The Bureau of Internal Revenue is under increasing pressure to meet its ₱3.2 trillion collection goal for 2025 as tax inflows slow amid weak spending and deepening corruption investigations. Latest data show a 2.6 percent shortfall in cumulative revenues compared with target, a worrying sign for the government’s fiscal health.
Economists said the slowdown reflects both cyclical weakness and policy inconsistency. The flood control scandal has stalled public projects, causing ripple effects across the construction, transport, and logistics sectors. When projects halt, tax receipts from contractors, suppliers, and employees also decline.

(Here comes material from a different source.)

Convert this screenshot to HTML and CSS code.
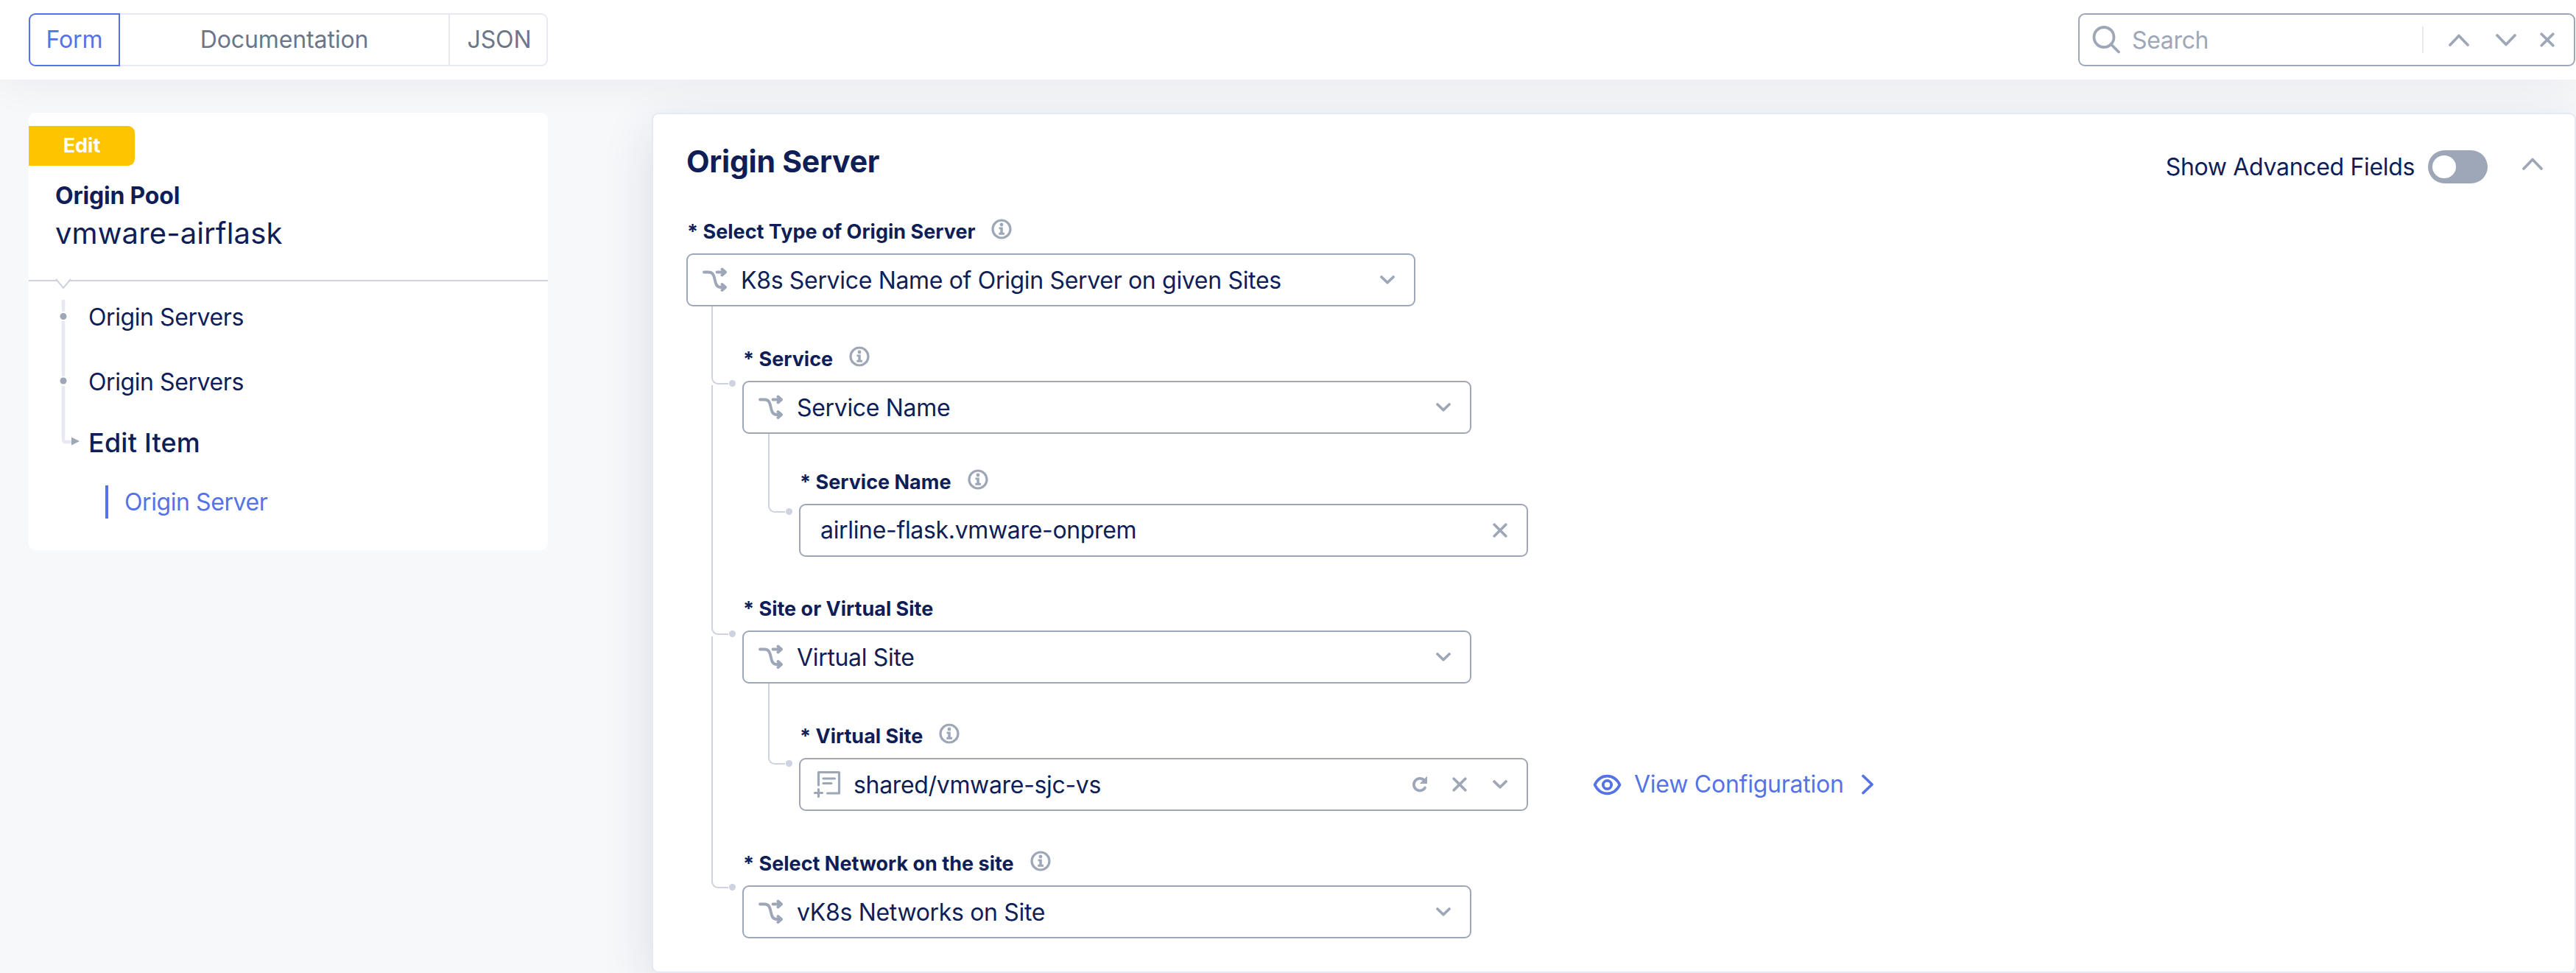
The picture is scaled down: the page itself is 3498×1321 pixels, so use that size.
FILE: index.html
```html
<!DOCTYPE html>
<html lang="en">
<head>
<meta charset="utf-8">
<title>Origin Pool</title>
<link rel="stylesheet" href="styles.css">
</head>
<body>
<svg class="defs" width="0" height="0">
  <symbol id="up" viewBox="0 0 28 17"><path d="M2 15 14 2.5 26 15"/></symbol>
  <symbol id="down" viewBox="0 0 28 17"><path d="M2 2 14 14.5 26 2"/></symbol>
  <symbol id="caret" viewBox="0 0 20 12"><path d="M2 2 10 9.8 18 2"/></symbol>
  <symbol id="cross" viewBox="0 0 20 20"><path d="M2.200 2.200 17.800 17.800M17.800 2.200 2.200 17.800"/></symbol>
  <symbol id="branch" viewBox="0 0 34 34"><path d="M2 6.500H8C21 6.500 12.500 27 25 27H30M19.500 6.500H30M26.500 2.500 31 6.500 26.500 10.500M26.500 23 31 27 26.500 31"/></symbol>
  <symbol id="info" viewBox="0 0 28 28"><circle cx="14" cy="14" r="12" fill="none" stroke="currentColor" stroke-width="3.200"/><circle cx="14" cy="8" r="2.400" fill="currentColor"/><path d="M10.500 11.500H15.800V18.800H18V21.700H10.300V18.800H12.300V14.200H10.500Z" fill="currentColor"/></symbol>
</svg>
<header class="topbar">
  <nav class="tabs">
    <button class="tab tab-form active">Form</button>
    <button class="tab tab-doc">Documentation</button>
    <button class="tab tab-json">JSON</button>
  </nav>
  <div class="search">
    <svg class="magnifier" viewBox="0 0 38 38"><circle cx="16" cy="15.500" r="13.500"/><path d="M25.500 25 36 35.500"/></svg>
    <span class="search-text">Search</span>
    <span class="search-rule"></span>
    <svg class="ico arrow"><use href="#up"/></svg>
    <svg class="ico arrow arrow-down"><use href="#down"/></svg>
    <svg class="ico cross"><use href="#cross"/></svg>
  </div>
</header>
<div class="layout">
  <aside class="side">
    <div class="side-head">
      <span class="badge">Edit</span>
      <div class="kind">Origin Pool</div>
      <div class="name">vmware-airflask</div>
      <svg class="notch" viewBox="0 0 24 16"><path class="notch-fill" d="M2 0H22L12 12Z"/><path d="M2 1 12 13 22 1"/></svg>
    </div>
    <div class="side-nav">
      <svg class="rail" viewBox="0 0 34 204"><path class="rail-line" d="M14 0V16M14 29V104M14 117V190Q14 193 17 193H25"/><circle cx="14" cy="22.500" r="4.500"/><circle cx="14" cy="110" r="4.500"/><path class="rail-tip" d="M25 186.500 36 192 25 197.500Z"/></svg>
      <a class="step">Origin Servers</a>
      <a class="step">Origin Servers</a>
      <a class="step step-current">Edit Item</a>
      <a class="substep">Origin Server</a>
    </div>
  </aside>
  <main class="panel">
    <div class="panel-head">
      <h1>Origin Server</h1>
      <div class="advanced"><span class="t">Show Advanced Fields</span><span class="toggle"><span class="knob"></span></span>
      <svg class="ico arrow"><use href="#up"/></svg></div>
    </div>
    <section class="field">
      <label><span class="t">* Select Type of Origin Server</span><svg class="info"><use href="#info"/></svg></label>
      <div class="box"><svg class="ico branch"><use href="#branch"/></svg><span class="value">K8s Service Name of Origin Server on given Sites</span><svg class="ico caret"><use href="#caret"/></svg></div>
    </section>
    <section class="field l1 f-service">
      <i class="link"></i>
      <label><span class="t">* Service</span><svg class="info"><use href="#info"/></svg></label>
      <div class="box"><svg class="ico branch"><use href="#branch"/></svg><span class="value">Service Name</span><svg class="ico caret"><use href="#caret"/></svg></div>
    </section>
    <section class="field l2 f-name">
      <i class="link"></i>
      <label><span class="t">* Service Name</span><svg class="info"><use href="#info"/></svg></label>
      <div class="box box-plain"><span class="value">airline-flask.vmware-onprem</span><svg class="ico cross"><use href="#cross"/></svg></div>
    </section>
    <section class="field l1 f-site">
      <i class="link"></i>
      <label><span class="t">* Site or Virtual Site</span></label>
      <div class="box"><svg class="ico branch"><use href="#branch"/></svg><span class="value">Virtual Site</span><svg class="ico caret"><use href="#caret"/></svg></div>
    </section>
    <section class="field l2 f-vsite">
      <i class="link"></i>
      <label><span class="t">* Virtual Site</span><svg class="info"><use href="#info"/></svg></label>
      <div class="row">
        <div class="box box-ref">
          <svg class="ico listadd" viewBox="0 0 37 38"><path d="M6.500 20V2.500H34.500V31H18.500M13 11H28.500M13 17.500H24M1.500 30.500H11.500M6.500 25.500V35.500"/></svg>
          <span class="value">shared/vmware-sjc-vs</span>
          <svg class="ico refresh" viewBox="0 0 22 22"><path d="M18 15.500A8.200 8.200 0 1 1 17 5.500"/><path class="solid" d="M20.500 1V9.500H12Z"/></svg>
          <svg class="ico cross"><use href="#cross"/></svg>
          <svg class="ico caret"><use href="#caret"/></svg>
        </div>
        <a class="view">
          <svg class="ico eye" viewBox="0 0 36 26"><path d="M1.500 13C5 6 11 1.500 18 1.500S31 6 34.500 13C31 20 25 24.500 18 24.500S5 20 1.500 13Z"/><circle cx="18" cy="13" r="5.500"/></svg>
          <span class="t">View Configuration</span>
          <svg class="ico next" viewBox="0 0 18 28"><path d="M3 2.500 15 14 3 25.500"/></svg>
        </a>
      </div>
    </section>
    <section class="field l1 f-net">
      <i class="link"></i>
      <label><span class="t">* Select Network on the site</span><svg class="info"><use href="#info"/></svg></label>
      <div class="box"><svg class="ico branch"><use href="#branch"/></svg><span class="value">vK8s Networks on Site</span><svg class="ico caret"><use href="#caret"/></svg></div>
    </section>
  </main>
</div>
</body>
</html>
```
FILE: styles.css
```css
* { box-sizing: border-box; }
body { margin: 0; width: 3498px; height: 1321px; overflow: hidden; background: #f7f8fa; color: #0f1e57; font: 400 32px/40px Inter, "Liberation Sans", sans-serif; letter-spacing: -.33px; }
svg { display: block; flex: none; }
.defs { position: absolute; }
.ico { fill: none; stroke: currentColor; stroke-width: 3.7; stroke-linecap: round; stroke-linejoin: round; color: #9ea7b8; overflow: visible; }

.topbar { display: flex; justify-content: space-between; align-items: flex-start; height: 108px; padding: 18px 1px 0 39px; background: #fff; position: relative; box-shadow: 0 0 60px rgba(20, 30, 40, .07); }
.tabs { display: flex; width: 705px; height: 72px; }
.tab { font: inherit; letter-spacing: -.1px; color: #6b7788; background: #fff; border: 2px solid #e6e8f3; padding: 0; margin: 0; }
.tab-form { width: 124px; border-color: #5573e6; color: #5573e6; border-radius: 9px 0 0 9px; }
.tab-doc { width: 448px; border-left: 0; }
.tab-json { flex: 1; border-left: 0; border-radius: 0 9px 9px 0; padding-left: 3px; }
.search { display: flex; align-items: center; width: 675px; height: 72px; border: 2px solid #9ea7b8; border-radius: 9px; color: #9ea7b8; padding-left: 17px; }
.magnifier { width: 38px; height: 38px; fill: none; stroke: #9ea7b8; stroke-width: 3.8; stroke-linecap: round; }
.search-text { margin-left: 16px; width: 394px; padding-top: 1px; }
.search-rule { width: 2px; height: 36px; background: #e6e8f3; margin-right: 34px; }
.arrow { width: 28px; height: 17px; }
.arrow-down { margin: 0 32px 0 36px; }
.cross { width: 20px; height: 20px; }

.layout { display: flex; align-items: flex-start; padding: 45px 0 0 39px; gap: 141px; }
.side { width: 705px; height: 594px; }
.side-head { height: 229px; background: #fff; border-radius: 9px 9px 0 0; border-bottom: 2px solid #ced2e1; padding-top: 18px; position: relative; z-index: 1; }
.badge { display: block; width: 144px; height: 54px; background: #ffc400; color: #fff; font-weight: 700; font-size: 27px; letter-spacing: 0; line-height: 54px; text-align: center; border-radius: 0 9px 9px 0; }
.kind { font-weight: 700; letter-spacing: -.2px; margin: 21px 0 0 36px; }
.name { font-size: 40px; line-height: 50px; letter-spacing: .12px; margin: 6px 0 0 36px; }
.notch { position: absolute; left: 35px; bottom: -14px; width: 24px; height: 16px; fill: none; stroke: #ced2e1; stroke-width: 2; }
.notch-fill { fill: #fff; stroke: none; }
.side-nav { height: 365px; background: #fff; border-radius: 0 0 9px 9px; padding: 29px 0 0 81px; position: relative; display: flex; flex-direction: column; }
.rail { position: absolute; left: 33px; top: 25px; width: 34px; height: 204px; fill: #9ea7b8; overflow: visible; }
.rail-line { fill: none; stroke: #e6e8f3; stroke-width: 4.500; }
.step { height: 40px; margin-bottom: 48px; letter-spacing: -.42px; }
.step-current { font-size: 36px; font-weight: 500; letter-spacing: .2px; margin-top: -6px; margin-bottom: 38px; }
.substep { color: #5573e6; margin-left: 23px; height: 45px; line-height: 45px; border-left: 4px solid #5573e6; padding-left: 22px; letter-spacing: -.42px; }

.panel { flex: 1; height: 1168px; background: #fff; border: 2px solid #e6e8f3; border-radius: 9px; box-shadow: 0 20px 70px rgba(20, 30, 80, .12); padding-left: 45px; position: relative; z-index: 1; }
.panel-head { display: flex; justify-content: space-between; height: 133px; padding: 38px 43px 0 0; }
h1 { margin: 0; font-size: 41px; line-height: 52px; font-weight: 700; letter-spacing: -.25px; }
.advanced { display: flex; align-items: center; height: 66px; }
.toggle { width: 81px; height: 45px; border-radius: 23px; background: #9ea7b8; margin: 0 47px 0 18px; padding: 7px 6px; }
.advanced .arrow { margin-top: -7px; }
.advanced .t { padding-top: 1px; }
.knob { display: block; width: 32px; height: 31px; border-radius: 50%; background: #fff; }

.field { position: relative; margin-bottom: 45px; }
.l1 { margin-left: 76px; }
.l2 { margin-left: 153px; }
label { display: flex; height: 56px; padding: 7px 0 0 1px; font-size: 27px; line-height: 40px; font-weight: 700; letter-spacing: 0; }
.info { width: 28px; height: 28px; margin: 2px 0 0 22px; color: #9ea7b8; }
.box { display: flex; align-items: center; width: 990px; height: 72px; border: 2px solid #9ea7b8; border-radius: 9px; padding: 0 26px 0 20px; background: #fff; }
.branch { width: 34px; height: 34px; stroke-width: 3.9; }
.value { flex: 1; margin-left: 18px; padding-top: 2px; white-space: nowrap; }
.caret { width: 20px; height: 12px; }
.box-plain { padding-left: 9px; }
.box-plain .value { padding-top: 0; }
.box-ref { padding-left: 18px; }
.box-ref .value { margin-left: 17px; }
.listadd { width: 37px; height: 38px; stroke-width: 3.2; }
.refresh { width: 22px; height: 22px; margin-right: 33px; }
.refresh .solid { fill: currentColor; stroke-width: 1; }
.box-ref .cross { margin-right: 35px; }
.row { display: flex; align-items: center; }
.view { display: flex; align-items: center; margin-left: 89px; color: #5573e6; letter-spacing: -.25px; }
.view .ico { color: inherit; }
.eye { width: 37px; height: 27px; margin-right: 18px; }
.next { width: 18px; height: 28px; margin-left: 23px; }

.link { position: absolute; left: -42px; width: 23px; border: solid #ced2e1; border-width: 0 0 2px 2px; border-radius: 0 0 0 9px; }
.link::after { content: ""; position: absolute; right: -10px; bottom: -5px; width: 9px; height: 9px; border-radius: 50%; background: #ced2e1; }
.f-service .link { top: -45px; height: 106px; }
.f-name .link { top: -39px; height: 107px; }
.f-site .link { top: -277px; height: 339px; }
.f-vsite .link { top: -45px; height: 110px; }
.f-net .link { top: -282px; height: 342px; }
.f-name { margin-top: -6px; }
.f-site { margin-top: -1px; }
```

The Department of Finance may face difficult choices in the coming months. To fill the revenue gap, it could either increase borrowing or cut spending. Borrowing will raise interest costs, while spending cuts will hurt employment and delay infrastructure works. The Philippines is already paying record amounts in debt servicing, squeezing funds for education, healthcare, and disaster recovery.
For ordinary citizens, the consequences are real. Fewer road and housing projects mean fewer jobs, especially for low-skilled workers who depend on public construction for income. If the government increases borrowing, the resulting rise in interest rates could make housing and business loans more expensive.
The broader issue is credibility. Investors and credit agencies are watching closely to see if the government can stabilize revenues without resorting to new taxes. Analysts warn that repeated fiscal slippages could undermine market confidence and weigh on the peso further.
The lesson is clear: without a clear strategy to boost collections and reduce leakages, the country risks entering 2026 with weaker finances and fewer options to stimulate growth.